Anna Aaron ist musikalisches Sperrgut in dem positiven Sinne, dass sie vom Image und ihrer Musik in keine genormten musikalischen Pakete passt. Ihr Ansatz ist sehr elektronisch und rhythmisch. Im Info ist von deutscher elektronischer Musik der 1970er Jahre die Rede, klar, das kann man hören. Auch David Bowie und ´Station To Station´ werden genannt. Da bin ich überfragt, klar kenne ich Bowie, bin aber nie ein großer Anhänger des verdienten Musikers gewesen. Manchmal hat sich Anna live und in der Vergangenheit auch an ihrem starken Klavierspiel orientiert. Das ist jetzt eher in den Hintergrund getreten, bei ´Double Life´ aber zum Beispiel noch hörbar. Annas Musik ist kein reiner Pop, schon gar kein reiner Rock. Ihr Gesang ist sehr originell und oft gedoppelt oder vervielfacht. Die Stimmung ist sehr speziell und faszinierend. Trägt oft etwas Leichtes und trotzdem Abgründiges in sich.

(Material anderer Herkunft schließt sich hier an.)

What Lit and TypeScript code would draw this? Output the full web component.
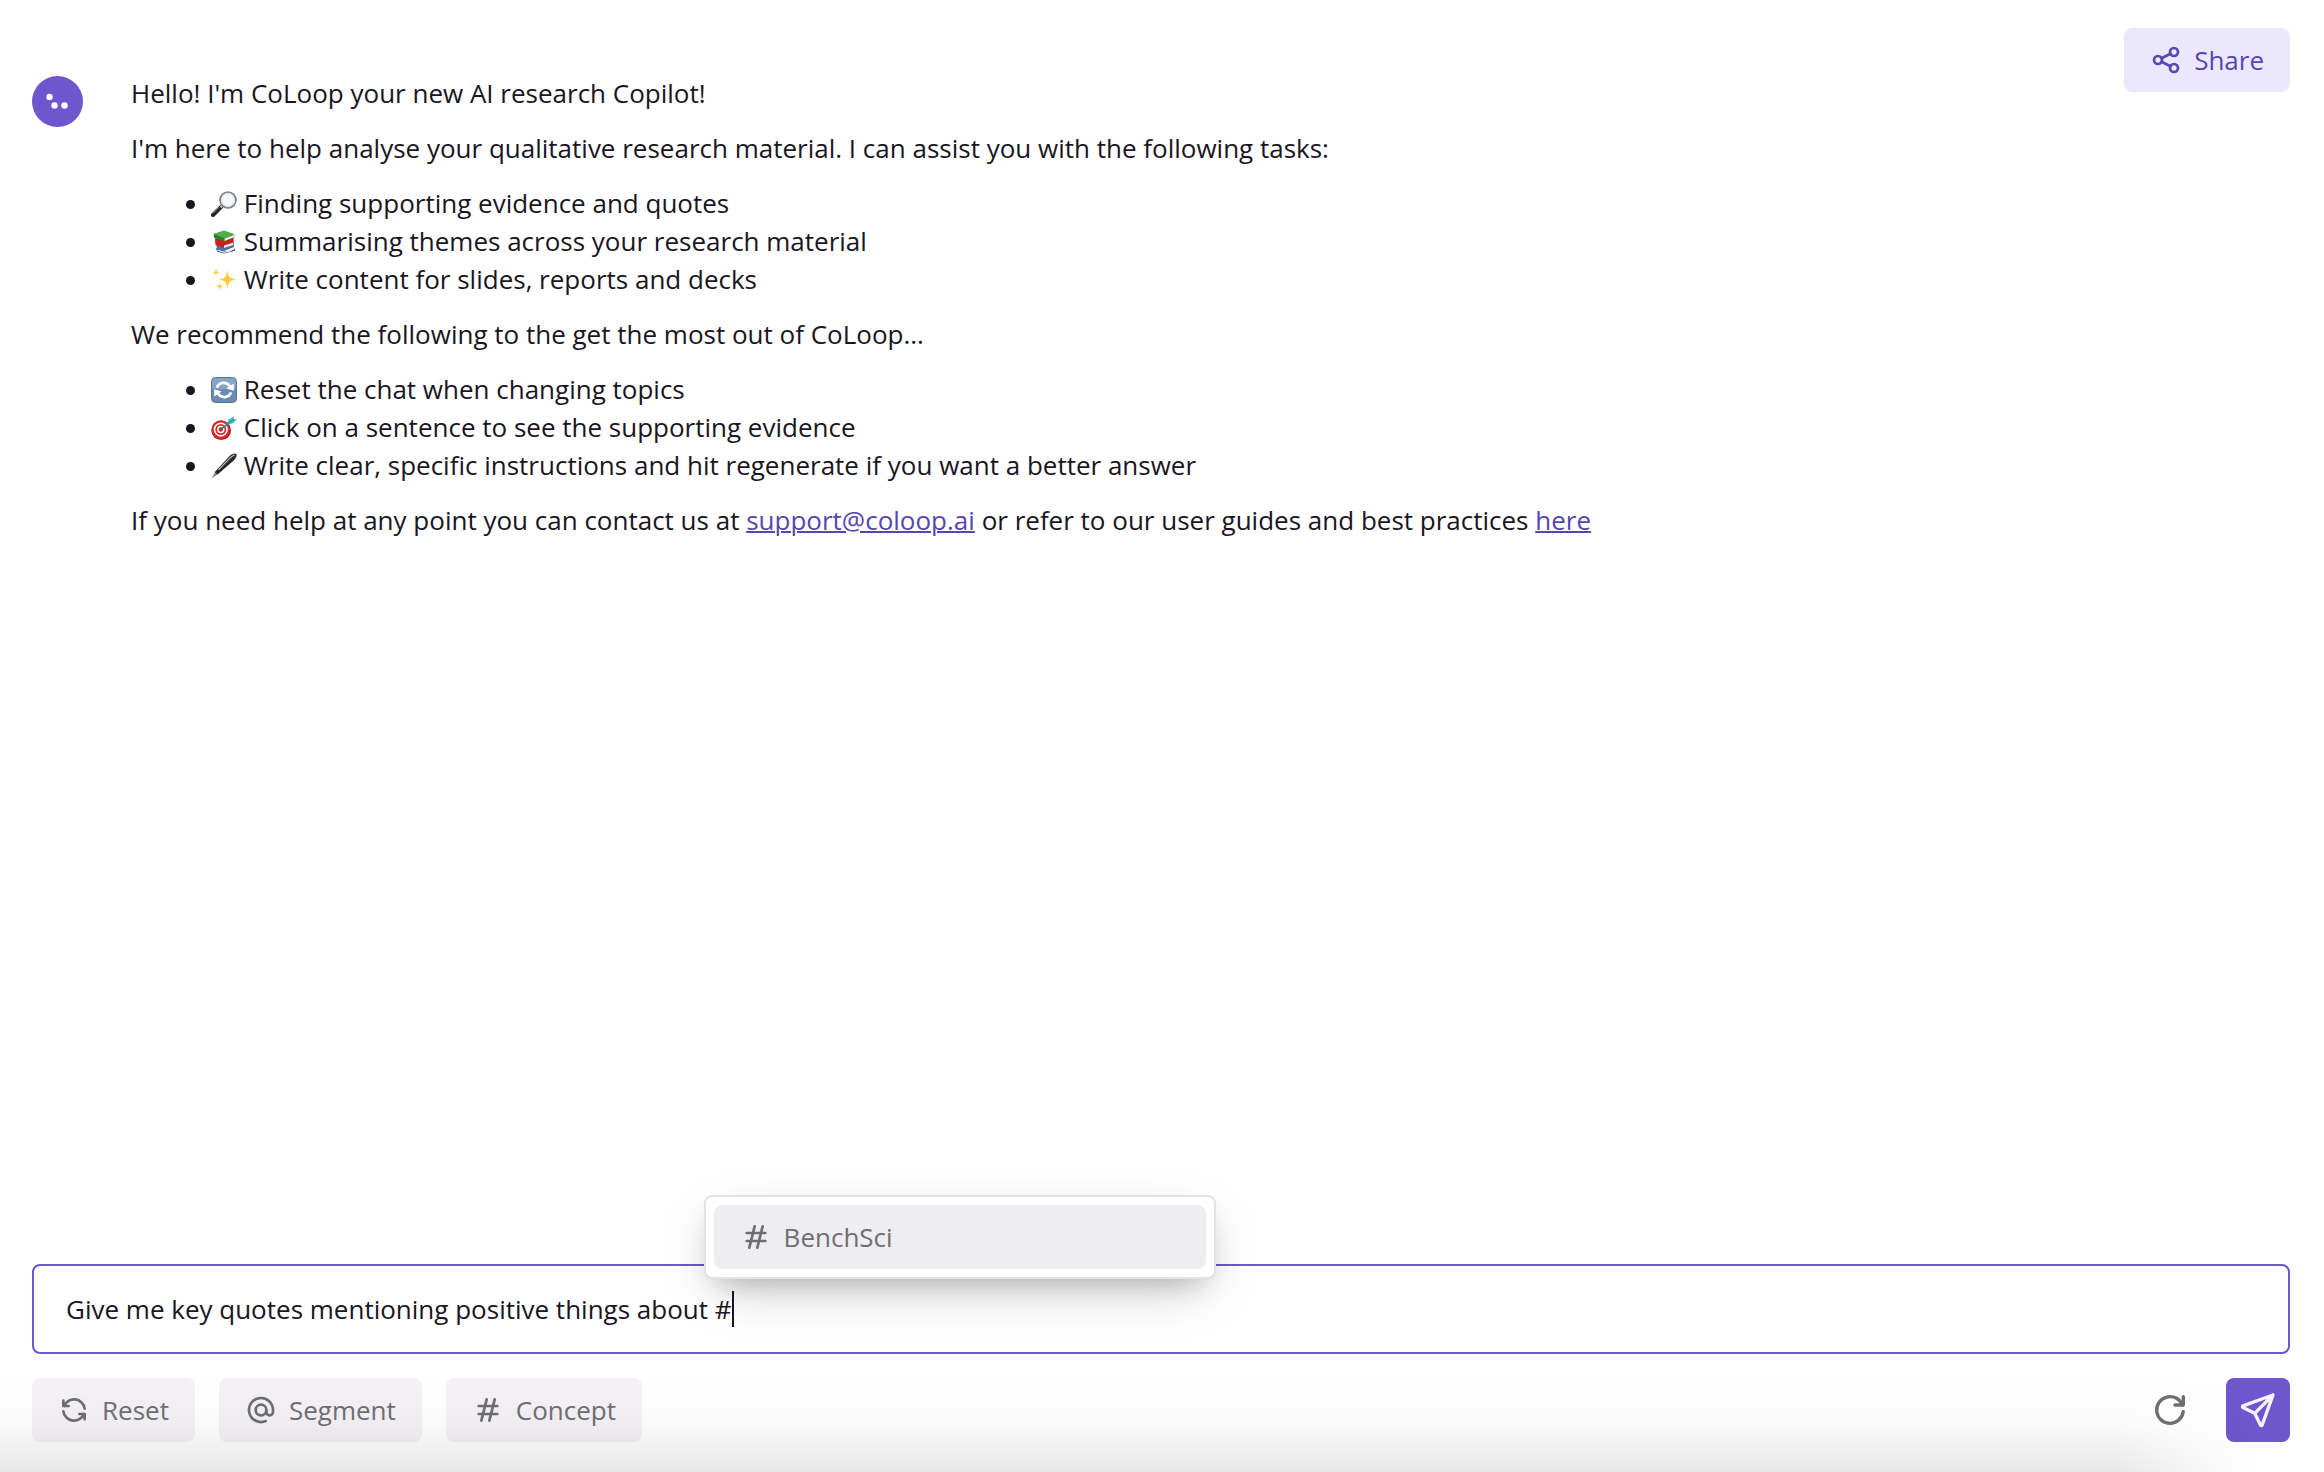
import { LitElement, html, css, svg, type TemplateResult } from "lit";
import { customElement, property, state } from "lit/decorators.js";

const ICONS: Record<string, TemplateResult> = {
  share: svg`<circle cx="6" cy="12" r="3"/><circle cx="18" cy="6" r="3"/><circle cx="18" cy="18" r="3"/><path d="M8.7 10.7l6.6-3.4M8.7 13.3l6.6 3.4"/>`,
  refresh: svg`<path d="M20 11a8.1 8.1 0 0 0-15.5-2m-.5-4v4h4"/><path d="M4 13a8.1 8.1 0 0 0 15.5 2m.5 4v-4h-4"/>`,
  at: svg`<circle cx="12" cy="12" r="4"/><path d="M16 12v1.5a2.5 2.5 0 0 0 5 0v-1.5a9 9 0 1 0-5.5 8.28"/>`,
  hash: svg`<path d="M5 9h14M5 15h14M11 4l-4 16M17 4l-4 16"/>`,
  reload: svg`<path d="M19.93 13.04a8 8 0 1 1-9.92-8.79c3.9-1 7.93 1.01 9.42 4.75"/><path d="M20 4v5h-5"/>`,
  send: svg`<path d="M10 14L21 3M21 3l-6.5 18a.55.55 0 0 1-1 0L10 14l-7-3.5a.55.55 0 0 1 0-1L21 3"/>`,
};

const EMOJI: Record<string, TemplateResult> = {
  search: svg`
    <path d="M2 24l8.400-8.400" stroke="#222428" stroke-width="4" stroke-linecap="round"/>
    <path d="M2 22.400l6.400-6.400" stroke="#85898f" stroke-width="1"/>
    <path d="M9.600 16.400l2.400-2.400" stroke="#b9bdc2" stroke-width="2.400"/>
    <circle cx="17" cy="9" r="8" fill="#eef1f4" stroke="#7b8087" stroke-width="1.600"/>
    <circle cx="17" cy="9" r="6.500" fill="#f6f7f9" stroke="#d5d9de" stroke-width="1"/>`,
  books: svg`
    <path d="M5 19l13 4 6-3.600v2.400L13 24.600 6 22.600z" fill="#33507f"/>
    <path d="M6.400 21l7 2.400 10-3.600" stroke="#e9edf3" stroke-width="1.200"/>
    <path d="M5 14l1 6 7.600 1.800L23 18v-3z" fill="#4b6ea8"/>
    <path d="M4 9.600l.4 6.200 9 3.200L22.600 15.600V9z" fill="#c9201b"/>
    <path d="M13 16.600l9-2.800v2.200l-9 3z" fill="#f2eeee"/>
    <path d="M2.600 5l.6 4L13.400 12.400l10-4.200V6L13 2z" fill="#2e7d32"/>
    <path d="M2.600 5L13 1.600 23.400 5 13.600 9.200z" fill="#4fae49"/>
    <path d="M13.600 9.600L23.400 5.800v2.200l-9.800 4z" fill="#edf2ea"/>`,
  sparkles: svg`
    <path d="M16.400 2.400c.6 7.200 2 9 8.800 10-6.800 1-8.200 3-8.800 10.400-.6-7.400-2-9.400-8.600-10.400 6.600-1 8-2.800 8.600-10z" fill="#ffc83d"/>
    <path d="M5 1c.3 3 1 4 3.600 4.500C6 6 5.300 7 5 10c-.3-3-1-4-3.600-4.500C4 5 4.700 4 5 1z" fill="#ffcf55"/>
    <path d="M8.600 14.600c.3 3.200 1 4.100 3.600 4.600-2.600.5-3.300 1.500-3.600 4.600-.3-3.100-1-4.100-3.400-4.600 2.400-.5 3.100-1.400 3.400-4.600z" fill="#ffcf55"/>`,
  cycle: svg`
    <rect x="0.500" y="0.500" width="25" height="25" rx="4" fill="#6b8bae" stroke="#587796"/>
    <path d="M1 5a4 4 0 0 1 4-4h16a4 4 0 0 1 4 4v7H1z" fill="#86a4c4"/>
    <path d="M6 10.600C8 5 15.600 4.200 19 9.400" stroke="#fff" stroke-width="2.800"/>
    <path d="M22.800 6.400v7.400l-7.400-2.400z" fill="#fff"/>
    <path d="M20 15.400c-2 5.600-9.600 6.400-13 1.200" stroke="#fff" stroke-width="2.800"/>
    <path d="M3.200 19.600v-7.400l7.400 2.400z" fill="#fff"/>`,
  target: svg`
    <circle cx="10.200" cy="15.200" r="9.800" fill="#a91616"/>
    <circle cx="9.800" cy="14.600" r="9.300" fill="#e0262a"/>
    <circle cx="9.800" cy="14.600" r="6.300" stroke="#fff" stroke-width="1.600"/>
    <circle cx="9.800" cy="14.600" r="3" stroke="#fff" stroke-width="1.500"/>
    <path d="M10.200 14.200L19 6.800" stroke="#1d7f8c" stroke-width="1.600"/>
    <path d="M15 9.800l2.600-5.200L23 1.400l-.4 2.800 3.400.4-4.400 4z" fill="#3fbccb"/>
    <path d="M15.500 9.600L23 4" stroke="#1f8793" stroke-width="1"/>`,
  pen: svg`
    <path d="M.6 25.400l3.600-6.400 2.600 2.200z" fill="#85898e"/>
    <path d="M3.600 19.200L17.600 4C20 1.600 22 .6 24 .6c1.600 0 2 1.200 1.400 2.800-.8 2-2 3.600-4.400 5.600L6.600 21.600z" fill="#26292d"/>
    <path d="M8 16.400L18.800 5.200C20.400 3.600 21.800 2.600 23.400 2" stroke="#b9bec4" stroke-width="1.200" stroke-linecap="round"/>`,
};

@customElement("ui-icon")
class UiIcon extends LitElement {
  @property() name = "hash";

  static styles = css`
    :host { display: block; flex: none; width: 32px; height: 32px; }
    .glyph {
      display: block;
      width: 100%;
      height: 100%;
      fill: none;
      stroke: currentColor;
      stroke-width: 2;
      stroke-linecap: round;
      stroke-linejoin: round;
    }
  `;

  render() {
    return html`<svg class="glyph" viewBox="0 0 24 24" aria-hidden="true">${ICONS[this.name]}</svg>`;
  }
}

@customElement("emoji-icon")
class EmojiIcon extends LitElement {
  @property() name = "search";

  static styles = css`
    :host { display: inline-block; width: 26px; height: 26px; vertical-align: -4px; line-height: 0; }
    .glyph { width: 100%; height: 100%; fill: none; }
  `;

  render() {
    return html`<svg class="glyph" viewBox="0 0 26 26" aria-hidden="true">${EMOJI[this.name]}</svg>`;
  }
}

interface Tip { icon: string; text: string }

const TASKS: Tip[] = [
  { icon: "search", text: "Finding supporting evidence and quotes" },
  { icon: "books", text: "Summarising themes across your research material" },
  { icon: "sparkles", text: "Write content for slides, reports and decks" },
];

const ADVICE: Tip[] = [
  { icon: "cycle", text: "Reset the chat when changing topics" },
  { icon: "target", text: "Click on a sentence to see the supporting evidence" },
  { icon: "pen", text: "Write clear, specific instructions and hit regenerate if you want a better answer" },
];

const TOOLS: Tip[] = [
  { icon: "refresh", text: "Reset" },
  { icon: "at", text: "Segment" },
  { icon: "hash", text: "Concept" },
];

@customElement("app-root")
class AppRoot extends LitElement {
  @state() private draft = "Give me key quotes mentioning positive things about #";

  static styles = css`
    :host {
      --ink: #1a1523;
      --muted: #6f6e77;
      --violet: #6e56cf;
      --violet-ink: #5746af;
      position: relative;
      display: flex;
      flex-direction: column;
      justify-content: space-between;
      box-sizing: border-box;
      min-height: 100vh;
      padding: 28px 34px 30px 32px;
      background: #fff;
      color: var(--ink);
      font-family: "Open Sans", "Noto Sans", sans-serif;
      font-size: 26px;
      line-height: 38px;
    }
    :host::after {
      content: "";
      position: absolute;
      inset: auto 0 0 0;
      height: 100px;
      background: linear-gradient(to bottom, rgba(0, 0, 0, 0), rgba(0, 0, 0, 0.02) 50%, rgba(0, 0, 0, 0.09));
      mask-image: linear-gradient(to right, #000 91%, transparent 97%);
      pointer-events: none;
    }
    .chat { display: flex; align-items: flex-start; }
    .avatar { flex: none; width: 51px; height: 51px; margin: 48px 48px 0 0; }
    .message {
      flex: 1;
      display: flex;
      flex-direction: column;
      gap: 17px;
      margin-top: 46px;
    }
    .para { margin: 0; }
    .list { margin: 0; padding-left: 80px; }
    .link { color: var(--violet-ink); text-decoration-thickness: 2px; }
    button { font: inherit; border: 0; margin: 0; cursor: pointer; }
    .btn {
      display: flex;
      align-items: center;
      gap: 12px;
      height: 64px;
      padding: 0 26px;
      border-radius: 8px;
      background: #f4f2f5;
      color: var(--muted);
      font-weight: 500;
    }
    .share { background: #ece8fc; color: var(--violet-ink); }
    .composer { display: flex; flex-direction: column; gap: 24px; }
    .field {
      display: flex;
      align-items: center;
      box-sizing: border-box;
      height: 90px;
      padding: 0 32px;
      border: 2px solid var(--violet);
      border-radius: 8px;
      background: #fff;
    }
    .prompt {
      field-sizing: content;
      height: 38px;
      padding: 0;
      border: 0;
      outline: 0;
      background: none;
      color: inherit;
      font: inherit;
      caret-color: transparent;
    }
    .caret { position: relative; width: 2px; height: 36px; background: var(--ink); }
    .menu {
      position: absolute;
      left: -28px;
      bottom: 48px;
      box-sizing: border-box;
      width: 512px;
      padding: 8px;
      border: 2px solid #e3e2e4;
      border-radius: 8px;
      background: #fff;
      box-shadow: 0 18px 52px -12px rgba(22, 23, 24, 0.25), 0 14px 28px -14px rgba(22, 23, 24, 0.25);
    }
    .option { width: 100%; background: #eeedef; }
    .tools { display: flex; align-items: center; gap: 24px; }
    .spacer { flex: 1; }
    .square { width: 64px; padding: 0; justify-content: center; }
    .plain { background: none; }
    .send { background: var(--violet); color: #f6f3ff; }
    .large { width: 40px; height: 40px; }
  `;

  private list(items: Tip[]) {
    return html`<ul class="list">
      ${items.map((t) => html`<li><emoji-icon name=${t.icon}></emoji-icon> ${t.text}</li>`)}
    </ul>`;
  }

  private onInput(e: Event) {
    this.draft = (e.target as HTMLInputElement).value;
  }

  render() {
    return html`
      <main class="chat">
        <svg class="avatar" viewBox="0 0 51 51" role="img" aria-label="CoLoop">
          <circle cx="25.500" cy="25.500" r="25.500" fill="#6e56cf"/>
          <g fill="#fff"><circle cx="17.500" cy="21" r="3.200"/><circle cx="22.500" cy="29.500" r="3.200"/><circle cx="32.500" cy="29.500" r="3.200"/></g>
        </svg>
        <article class="message">
          <p class="para">Hello! I'm CoLoop your new AI research Copilot!</p>
          <p class="para">I'm here to help analyse your qualitative research material. I can assist you with the following tasks:</p>
          ${this.list(TASKS)}
          <p class="para">We recommend the following to the get the most out of CoLoop...</p>
          ${this.list(ADVICE)}
          <p class="para">If you need help at any point you can contact us at <a class="link" href="mailto:support@coloop.ai">support@coloop.ai</a> or refer to our user guides and best practices <a class="link" href="#guides">here</a></p>
        </article>
        <button class="btn share" type="button"><ui-icon name="share"></ui-icon>Share</button>
      </main>
      <form class="composer" @submit=${(e: Event) => e.preventDefault()}>
        <div class="field">
          <input class="prompt" type="text" aria-label="Message" autocomplete="off" .value=${this.draft} @input=${this.onInput} />
          <div class="caret">
            <div class="menu">
              <button class="btn option" type="button"><ui-icon name="hash"></ui-icon>BenchSci</button>
            </div>
          </div>
        </div>
        <div class="tools">
          ${TOOLS.map((t) => html`<button class="btn" type="button"><ui-icon name=${t.icon}></ui-icon>${t.text}</button>`)}
          <span class="spacer"></span>
          <button class="btn square plain" type="button" aria-label="Regenerate"><ui-icon class="large" name="reload"></ui-icon></button>
          <button class="btn square send" type="submit" aria-label="Send"><ui-icon class="large" name="send"></ui-icon></button>
        </div>
      </form>
    `;
  }
}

Schon der Opener ´Licked´ beinhaltet alle genannten Trademarks. Den faszinierenden Gesang, die elektronischen Melodien, allerdings klingt das Schlagzeug wirklich nach realem Schlagzeug. Hier ist deutlich der Einfluss vom genannten Bernard Trontin von THE YOUNG GODS zu spüren, der ihre vormals meist elektronische Rhythmik auf sein Schlagzeugspiel übertragen hat. Gegen Ende versinkt der Song im Notentaumel.
´What The Birds Said´ ist dann ein sehr fragiler Song, gleich einem Traum mit vielstimmigem Gesang. Sehr schön. Auch wieder im Vordergrund stark rhythmisiert. Mit einer gewissen Eingängigkeit. ´Golden Boy´ integriert 70er Disco Bass und 80er Wave in die musikalische Welt von Anna und ergibt so einen richtigen Ohrwurm, der sich mit jedem Hören immer stärker im Hirn festsetzt. ´Pink Life´ ist einer dieser typischen Anna Aaron-Songs mit einer speziellen Melodie. Auch gleich gut nachvollziehbar. ´Double Life´ mit viel Chören eingeleitet ist schon deutlich komplexer aufgebaut.
´All God’s Good Girls´ kommt mit starkem elektronischen Unterbau und ist zunächst direkter als die meisten anderen Songs. ´Sleeper´ ist auch klassische Anna Aaron, aber wieder von dem starken Schlagzeugbeat unterlegt. Das über 7-minütige ´Birthday´ ist sicher der ambitionierteste und komplexeste Titel von ´Gummy´. Hier hört man dann das genannte elektronischen Erbe deutscher Synthie-Musik der 70er Jahre und im zweiten Teil des Songs wird das gepaart mit einem Art Tribal-Ambient-Sound. ´What You’ve Been Dreaming´ geht an Annas Anfänge zurück, ist sparsamer instrumentiert. Nur der Titelsong am Schluss nervt etwas durch den verfremdeten “Micky Maus Gesang”.
Die Hörerin / der Hörer muss sich auf den Aaron’schen musikalischen Kosmos einlassen, dann gibt es viel zu entdecken. Auch ´Gummy´ führt ihre Musik konsequent weiter und ist für mich etwas stärker als ´Pallas Dreams´, braucht aber sicher wie alle Alben noch ein paar Durchläufe, um sich mir ganz zu erschließen. Anna Aaron ist auf jeden Fall eine der interessantesten und eigenwilligsten europäischen Künstlerinnen.